Released in 1959 as a 10” vinyl disc on the Deutsche Grammophon label, re-mixed by the composer in stereo in 1968, and taken in this instance from the CD Elektronische Musik 1952–1960, Nr. 3, part of the 100-disc Collected Works of Stockhausen, released by the Stockhausen Foundation for Music, Kürten, 2001. The latter is available by mail order from Stockhausen-Verlag, Kettenberg 15, 51515 Kürten, Germany. www.stockhausen.org

Carl Stumpf

(1848 Wiesentheid / Königreich Bayern – 1936 Berlin / Dt. Reich)

o.T. [Vowel experiments 1–2] (1914)

Recordings on Edison phonograph cylinders (1’25’’ und 1’13’’)

The German philosopher and psychologist Carl Stumpf founded the Phonogram Archive in Berlin in 1900. The majority of its stock consists of ethnological recordings of music from around the world, which were made on Edison phonograph cylinders. Stumpf and his assistant Otto Abraham conducted various vocal experiments in order to explore the media potential of the phonograph. The surviving recordings are documented on the website of the Max Planck Institute for the History of Science, along with an endeavour by Julia Kursell to reconstruct them.

Bogdan Zoubowitch

(1901/Russla – 1999/France)

Histoire sans paroles: à l’Est rien de nouveau – Fantaisie satyrique jouée par des Poupées animées (1934)
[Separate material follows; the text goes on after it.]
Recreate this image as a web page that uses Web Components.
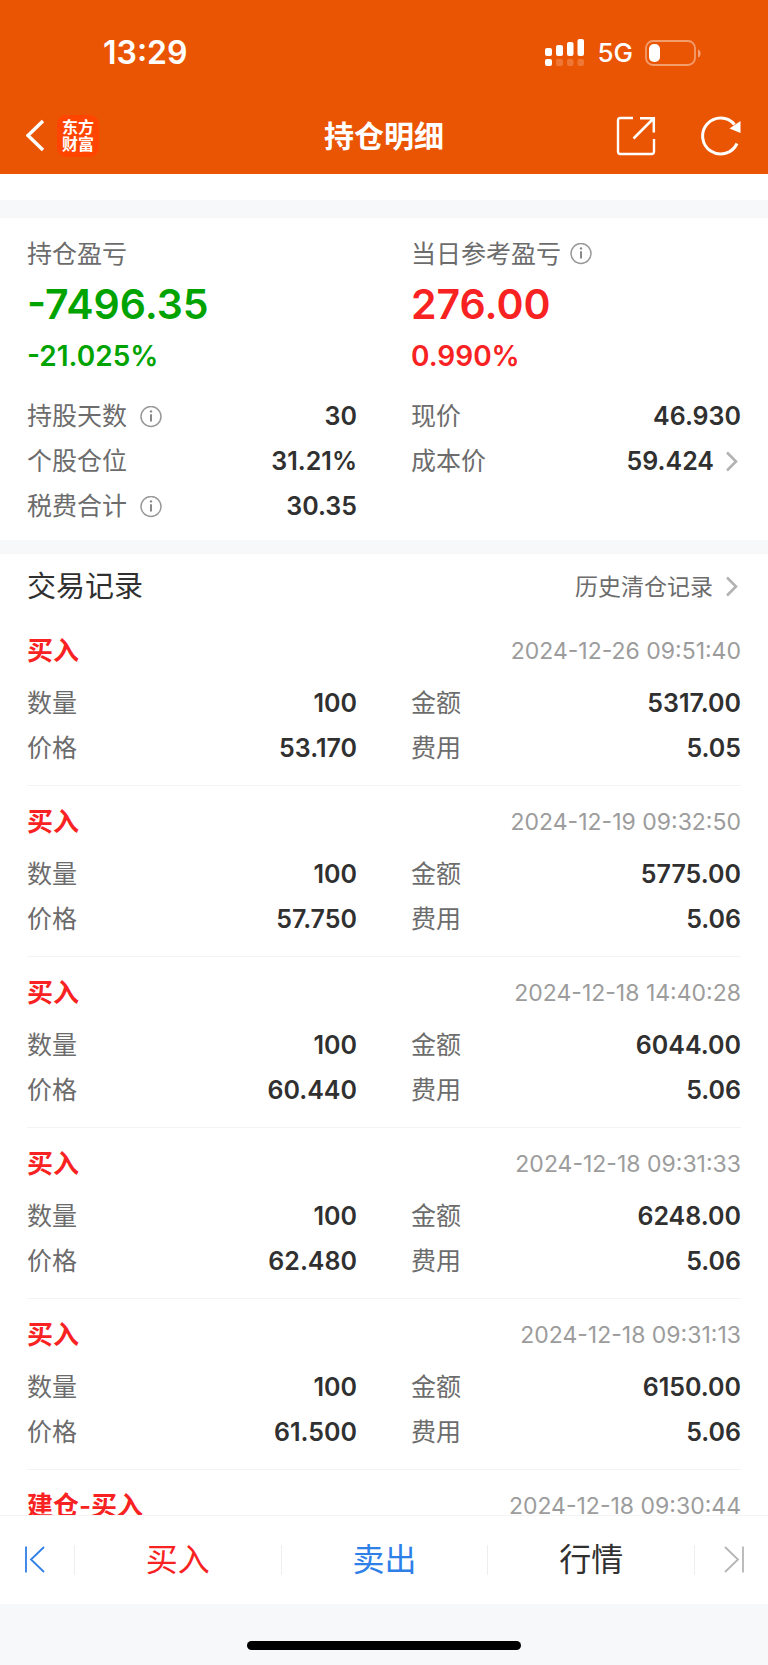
<!DOCTYPE html>
<html lang="zh-CN">
<head>
<meta charset="utf-8">
<meta name="viewport" content="width=device-width, initial-scale=1">
<title>持仓明细</title>
<style>
    :root{
        --brand: #ea5504;
        --red: #f82222;
        --green: #00a300;
        --blue: #2e7fe8;
        --text: #303030;
        --label: #6c6c6c;
        --muted: #9c9c9c;
        --strip: #f7f8fa;
        --line: #f4f4f4;
    }
    body{
        margin: 0;
        background: white;
        color: var(--text);
        font-family: Inter, "Noto Sans CJK SC", sans-serif;
    }
</style>
</head>
<body>
<position-page>
    <status-bar slot="header" time="13:29" network="5G"></status-bar>
    <nav-bar slot="header">持仓明细</nav-bar>

    <page-section gap="wide">
        <two-columns>
            <profit-figure trend="down" amount="-7496.35" percent="-21.025%">持仓盈亏</profit-figure>
            <profit-figure trend="up" amount="276.00" percent="0.990%" info>当日参考盈亏</profit-figure>
        </two-columns>
        <two-columns>
            <value-row value="30" info>持股天数</value-row>
            <value-row value="46.930">现价</value-row>
            <value-row value="31.21%">个股仓位</value-row>
            <value-row value="59.424" href="#cost">成本价</value-row>
            <value-row value="30.35" info>税费合计</value-row>
        </two-columns>
    </page-section>

    <page-section>
        <section-heading link="历史清仓记录" href="#history">交易记录</section-heading>
        <trade-record time="2024-12-26 09:51:40" count="100" amount="5317.00" price="53.170" fee="5.05">买入</trade-record>
        <trade-record time="2024-12-19 09:32:50" count="100" amount="5775.00" price="57.750" fee="5.06">买入</trade-record>
        <trade-record time="2024-12-18 14:40:28" count="100" amount="6044.00" price="60.440" fee="5.06">买入</trade-record>
        <trade-record time="2024-12-18 09:31:33" count="100" amount="6248.00" price="62.480" fee="5.06">买入</trade-record>
        <trade-record time="2024-12-18 09:31:13" count="100" amount="6150.00" price="61.500" fee="5.06">买入</trade-record>
        <trade-record time="2024-12-18 09:30:44">建仓-买入</trade-record>
    </page-section>

    <action-bar slot="footer">
        <button slot="action" class="buy">买入</button>
        <button slot="action" class="sell">卖出</button>
        <button slot="action">行情</button>
    </action-bar>
</position-page>

<script>
const INFO_ICON = `
    <svg class="info" width="22" height="22" viewBox="0 0 22 22" fill="none" aria-hidden="true">
        <circle cx="11" cy="10.500" r="10" stroke="#999" stroke-width="1.500"/>
        <path d="M11 8.200V15.500" stroke="#888" stroke-width="2"/>
        <circle cx="11" cy="5.400" r="1.200" fill="#888"/>
    </svg>
`
const ARROW_ICON = `
    <svg class="arrow" width="16" height="22" viewBox="0 0 16 22" fill="none" aria-hidden="true">
        <path d="M2 1.500L11 10.500L2 19.500" stroke="#b3b3b3" stroke-width="2.600"/>
    </svg>
`

class PositionPage extends HTMLElement{
    constructor(){
        super()
        this.attachShadow({mode: 'open'})
        this.shadowRoot.innerHTML = `
            <style>
                :host{
                    display: flex;
                    flex-direction: column;
                    height: 100vh;
                }
                header{
                    background: var(--brand);
                    color: white;
                }
                main{
                    flex: 1;
                    min-height: 0;
                    padding-top: 26px;
                    overflow-y: auto;
                    scrollbar-width: none;
                }
            </style>
            <header><slot name="header"></slot></header>
            <main><slot></slot></main>
            <slot name="footer"></slot>
        `
    }
}

class StatusBar extends HTMLElement{
    constructor(){
        super()
        this.attachShadow({mode: 'open'})
        this.shadowRoot.innerHTML = `
            <style>
                :host{
                    display: flex;
                    align-items: center;
                    justify-content: space-between;
                    box-sizing: border-box;
                    height: 98px;
                    padding: 7px 67px 0 103px;
                }
                #time{
                    font-size: 32px;
                    font-weight: 600;
                }
                #signals{
                    display: flex;
                    align-items: center;
                    gap: 12px;
                }
                #network{
                    font-size: 26px;
                    font-weight: 500;
                }
            </style>
            <span id="time"></span>
            <div id="signals">
                <svg width="40" height="28" viewBox="0 0 40 28" fill="white" aria-hidden="true">
                    <rect x="0" y="9" width="7" height="8" rx="2"/>
                    <rect x="11" y="6" width="7" height="11" rx="2"/>
                    <rect x="22" y="3" width="6.5" height="14" rx="2"/>
                    <rect x="32.5" y="0" width="6.5" height="17" rx="2"/>
                    <rect x="0" y="20" width="7" height="7" rx="2"/>
                    <g opacity=".2">
                        <rect x="11" y="20" width="7" height="7" rx="2"/>
                        <rect x="22" y="20" width="6.5" height="7" rx="2"/>
                        <rect x="32.5" y="20" width="6.5" height="7" rx="2"/>
                    </g>
                </svg>
                <span id="network"></span>
                <svg width="56" height="28" viewBox="0 0 56 28" fill="none" aria-hidden="true">
                    <rect x="1" y="2" width="49" height="24" rx="7" stroke="white" stroke-opacity=".42" stroke-width="1.8"/>
                    <path d="M53 10.5C56.5 11.5 56.5 17.5 53 18.5Z" fill="white" fill-opacity=".45"/>
                    <rect x="4" y="5" width="11" height="18" rx="5" fill="white"/>
                </svg>
            </div>
        `
    }
    connectedCallback(){
        this.shadowRoot.querySelector('#time').textContent    = this.getAttribute('time')
        this.shadowRoot.querySelector('#network').textContent = this.getAttribute('network')
    }
}

class NavBar extends HTMLElement{
    constructor(){
        super()
        this.attachShadow({mode: 'open'})
        this.shadowRoot.innerHTML = `
            <style>
                :host{
                    display: grid;
                    grid-template-columns: 1fr auto 1fr;
                    align-items: center;
                    height: 76px;
                    padding: 0 26px;
                }
                div{
                    display: flex;
                    align-items: center;
                    gap: 12px;
                }
                #tools{
                    justify-content: flex-end;
                    gap: 44px;
                }
                button{
                    display: flex;
                    padding: 0;
                    border: 0;
                    background: none;
                }
                #logo{
                    width: 42px;
                    box-sizing: border-box;
                    padding: 4px 5px;
                    border-radius: 9px;
                    background: #ff4500;
                    font-size: 16px;
                    font-weight: bold;
                    line-height: 17px;
                    text-align: center;
                }
                h1{
                    margin: 0;
                    font-size: 30px;
                    font-weight: 600;
                    line-height: 40px;
                }
            </style>
            <div>
                <button aria-label="返回">
                    <svg width="19" height="34" viewBox="0 0 19 34" fill="none">
                        <path d="M17 2L2 16.500L17 31" stroke="white" stroke-width="3.400"/>
                    </svg>
                </button>
                <span id="logo">东方<br>财富</span>
            </div>
            <h1><slot></slot></h1>
            <div id="tools">
                <button aria-label="分享">
                    <svg width="40" height="40" viewBox="0 0 40 40" fill="none">
                        <path d="M17 2H4.500Q2 2 2 4.500V35.500Q2 38 4.500 38H35.500Q38 38 38 35.500V23" stroke="white" stroke-width="2.400"/>
                        <path d="M24 2.200H37.800V16.500M37.500 2.500L17.500 22.500" stroke="white" stroke-width="2.500"/>
                    </svg>
                </button>
                <button aria-label="刷新">
                    <svg width="42" height="40" viewBox="0 0 42 40" fill="none">
                        <path d="M34.500 8.500A18 18 0 1 0 37 27.500" stroke="white" stroke-width="3"/>
                        <path d="M40.500 5V17L29.500 12.500Z" fill="white"/>
                    </svg>
                </button>
            </div>
        `
    }
}

class PageSection extends HTMLElement{
    constructor(){
        super()
        this.attachShadow({mode: 'open'})
        this.shadowRoot.innerHTML = `
            <style>
                :host{
                    display: block;
                    padding: 13px 27px 0;
                    border-top: 14px solid var(--strip);
                }
                :host([gap="wide"]){
                    padding: 16px 27px 11px;
                    border-top-width: 18px;
                }
            </style>
            <slot></slot>
        `
    }
}

class TwoColumns extends HTMLElement{
    constructor(){
        super()
        this.attachShadow({mode: 'open'})
        this.shadowRoot.innerHTML = `
            <style>
                :host{
                    display: grid;
                    grid-template-columns: 1fr 1fr;
                    column-gap: 54px;
                }
            </style>
            <slot></slot>
        `
    }
}

class ProfitFigure extends HTMLElement{
    constructor(){
        super()
        this.attachShadow({mode: 'open'})
        this.shadowRoot.innerHTML = `
            <style>
                :host{
                    display: block;
                    padding-bottom: 16px;
                    color: var(--red);
                    font-weight: 600;
                }
                :host([trend="down"]){
                    color: var(--green);
                }
                #label{
                    display: flex;
                    align-items: center;
                    gap: 9px;
                    color: var(--label);
                    font-size: 25px;
                    font-weight: 400;
                    line-height: 40px;
                }
                #amount{
                    font-size: 41px;
                    line-height: 60px;
                }
                #percent{
                    font-size: 28px;
                    line-height: 44px;
                }
            </style>
            <div id="label"><slot></slot></div>
            <div id="amount"></div>
            <div id="percent"></div>
        `
    }
    connectedCallback(){
        this.shadowRoot.querySelector('#amount').textContent  = this.getAttribute('amount')
        this.shadowRoot.querySelector('#percent').textContent = this.getAttribute('percent')
        if(this.hasAttribute('info')){
            this.shadowRoot.querySelector('#label').insertAdjacentHTML('beforeend', INFO_ICON)
        }
    }
}

class ValueRow extends HTMLElement{
    constructor(){
        super()
        this.attachShadow({mode: 'open'})
        this.shadowRoot.innerHTML = `
            <style>
                :host{
                    display: flex;
                    justify-content: space-between;
                    font-size: 25px;
                    line-height: 45px;
                }
                #label{
                    display: flex;
                    align-items: center;
                    gap: 13px;
                    color: var(--label);
                }
                #value, a{
                    display: flex;
                    align-items: center;
                    gap: 11px;
                    color: var(--text);
                    font-weight: 600;
                    text-decoration: none;
                }
            </style>
            <span id="label"><slot></slot></span>
            <span id="value"></span>
        `
    }
    connectedCallback(){
        const valueEl = this.shadowRoot.querySelector('#value')
        valueEl.textContent = this.getAttribute('value')
        if(this.hasAttribute('info')){
            this.shadowRoot.querySelector('#label').insertAdjacentHTML('beforeend', INFO_ICON)
        }
        if(this.hasAttribute('href')){
            valueEl.innerHTML = `<a href="${this.getAttribute('href')}">${this.getAttribute('value')}${ARROW_ICON}</a>`
        }
    }
}

class SectionHeading extends HTMLElement{
    constructor(){
        super()
        this.attachShadow({mode: 'open'})
        this.shadowRoot.innerHTML = `
            <style>
                :host{
                    display: flex;
                    align-items: center;
                    justify-content: space-between;
                    margin-bottom: 8px;
                }
                h2{
                    margin: 0;
                    font-size: 29px;
                    font-weight: 400;
                    line-height: 40px;
                }
                a{
                    display: flex;
                    align-items: center;
                    gap: 12px;
                    color: var(--label);
                    font-size: 23px;
                    line-height: 40px;
                    text-decoration: none;
                }
            </style>
            <h2><slot></slot></h2>
            <a><span></span>${ARROW_ICON}</a>
        `
    }
    connectedCallback(){
        this.shadowRoot.querySelector('a').href           = this.getAttribute('href')
        this.shadowRoot.querySelector('span').textContent = this.getAttribute('link')
    }
}

class TradeRecord extends HTMLElement{
    constructor(){
        super()
        this.attachShadow({mode: 'open'})
        this.shadowRoot.innerHTML = `
            <style>
                :host{
                    display: block;
                    padding: 16px 0 14px;
                    border-bottom: 1px solid var(--line);
                }
                #head{
                    display: flex;
                    align-items: center;
                    justify-content: space-between;
                    margin-bottom: 10px;
                    line-height: 40px;
                }
                h3{
                    margin: 0;
                    color: var(--red);
                    font-size: 26px;
                    font-weight: 600;
                }
                time{
                    color: var(--muted);
                    font-size: 23px;
                }
            </style>
            <div id="head">
                <h3><slot></slot></h3>
                <time></time>
            </div>
            <two-columns></two-columns>
        `
    }
    connectedCallback(){
        const fields = [['count', '数量'], ['amount', '金额'], ['price', '价格'], ['fee', '费用']]
        this.shadowRoot.querySelector('time').textContent = this.getAttribute('time')
        this.shadowRoot.querySelector('two-columns').innerHTML = fields
            .filter(([name]) => this.hasAttribute(name))
            .map(([name, label]) => `<value-row value="${this.getAttribute(name)}">${label}</value-row>`)
            .join('')
    }
}

class ActionBar extends HTMLElement{
    constructor(){
        super()
        this.attachShadow({mode: 'open'})
        this.shadowRoot.innerHTML = `
            <style>
                :host{
                    display: block;
                    background: var(--strip);
                }
                nav{
                    display: grid;
                    grid-template-columns: 74px 1fr 1fr 1fr 74px;
                    align-items: center;
                    height: 88px;
                    border-top: 1px solid var(--line);
                    background: white;
                }
                button, ::slotted(button){
                    display: flex;
                    align-items: center;
                    justify-content: center;
                    height: 30px;
                    padding: 0;
                    border: 0;
                    background: none;
                    color: var(--text);
                    font-family: inherit;
                    font-size: 32px;
                    line-height: 30px;
                }
                ::slotted(button){
                    border-left: 1px solid #eee;
                }
                ::slotted(.buy){
                    color: var(--red);
                }
                ::slotted(.sell){
                    color: var(--blue);
                }
                #prev{
                    padding-right: 4px;
                }
                #next{
                    padding-left: 4px;
                    border-left: 1px solid #eee;
                }
                #home{
                    display: flex;
                    justify-content: center;
                    padding: 37px 0 15px;
                }
                #home::before{
                    content: '';
                    width: 274px;
                    height: 9px;
                    border-radius: 5px;
                    background: black;
                }
            </style>
            <nav>
                <button id="prev" aria-label="上一只">
                    <svg width="24" height="30" viewBox="0 0 24 30" fill="none" stroke="var(--blue)" stroke-width="1.800">
                        <path d="M3 1.500V27.500M21 2L8 14.500L21 27"/>
                    </svg>
                </button>
                <slot name="action"></slot>
                <button id="next" aria-label="下一只">
                    <svg width="24" height="30" viewBox="0 0 24 30" fill="none" stroke="#b5b5b5" stroke-width="1.800">
                        <path d="M21 1.500V27.500M3 2L16 14.500L3 27"/>
                    </svg>
                </button>
            </nav>
            <div id="home"></div>
        `
    }
}

customElements.define('position-page', PositionPage)
customElements.define('status-bar', StatusBar)
customElements.define('nav-bar', NavBar)
customElements.define('page-section', PageSection)
customElements.define('two-columns', TwoColumns)
customElements.define('profit-figure', ProfitFigure)
customElements.define('value-row', ValueRow)
customElements.define('section-heading', SectionHeading)
customElements.define('trade-record', TradeRecord)
customElements.define('action-bar', ActionBar)
</script>
</body>
</html>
music by Jean Liamine (10’34’’)

The Russian-French filmmaker Bogdan Zoubowitch produced Histoire sans parole as a geo-political comedy on the Sino-Japanese war, which began in 1931. In the excerpt where the instruments imitate human voices ‘Uncle Sam’ steps into the fray, following an attack on a train by the Japanese puppet state of Manchukuo (the so-called Mukden incident). When the film was released in 1934, the future extent of this atrociously cruel war could not yet be foreseen. It nevertheless emanated an almost macabre levity, thanks to the score composed by Jean Liamine (1899–1944).